A comment about parents gaming with their children I saw on slashdot and liked.

Well, I am not primarily my kids’ FRIEND…

I am their parent.

We don’t have to share interests, although it is nice. However my main priority when it comes to my kids is gaming in the real world.

One time I caught my son chasing his sister with a whiffle ball bat — it’s not heavy enough to really hurt somebody, but it certainly can sting like the dickens.

“Here, give me that,” I said. “We’re going to play a game. You are going to take this bat and tap me on the shin. But the rules of the game say I can tap you back on the shin just as hard.”

So, my son takes the bat and gives me a tiny little tap. I take the bat and give him a tiny tap. Then he gives me a slightly harder tap which I return. Then he gives me a look that plainly says he doesn’t believe I’m serious, then gives me a painful whack in the shin. I take the bat and promptly give him an equally painful whack in the shin.
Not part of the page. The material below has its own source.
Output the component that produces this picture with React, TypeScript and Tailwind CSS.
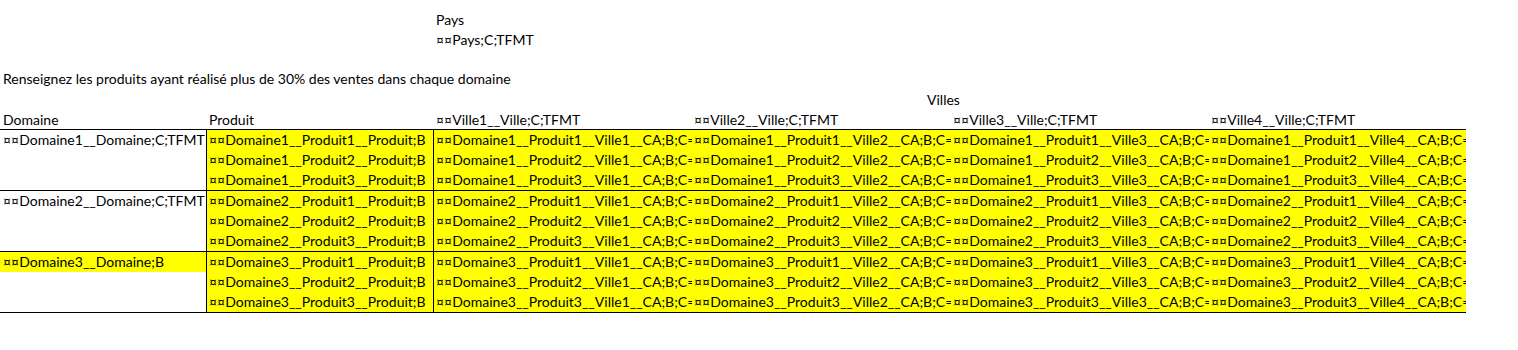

He then gives me light tap which I return.

This goes on for a while, and my son is literally whooping with laughter, when my wife walks in to see what’s going on. She snatches the bat out of my son’s hands. “WHAT ARE YOU DOING?” she yells.

“I’m teaching our son about the Golden Rule,” I reply. “Also, that it hurts to be whacked with a bat.”

One other time, I walked into the room and caught my daughter calling my son a “shithead”, for which I remonstrated with her.

“Do you want me to apologize?” she asked.

“Of course I want you to apologize,” I replied,” although I realize I can’t keep you from insulting each other.”

“You mean its OK to insult each other?” she asked.

“Of course it’s not OK,” I replied. “I simply recognize I can’t stop you from doing it. I insist, however, that we don’t use potty language in this house.”

“What do you mean?”

“Well,” I replied, “let’s play a little game. Try insulting me without using potty language.”

“Er,’You are a stinky idiot.'”

“No, playground language isn’t acceptable either,” I said. “How about, ‘You are a fetid addle-pate.'”

We went back and forth a few times, and were just getting into the swing of things when my wife came into the room. “WHAT ARE YOU DOING?” she cried.

“I am teaching our daughter not to use vulgar language,” I replied. “I am also working on her vocabulary.”

Sometimes I wonder if women understand child-rearing at all.”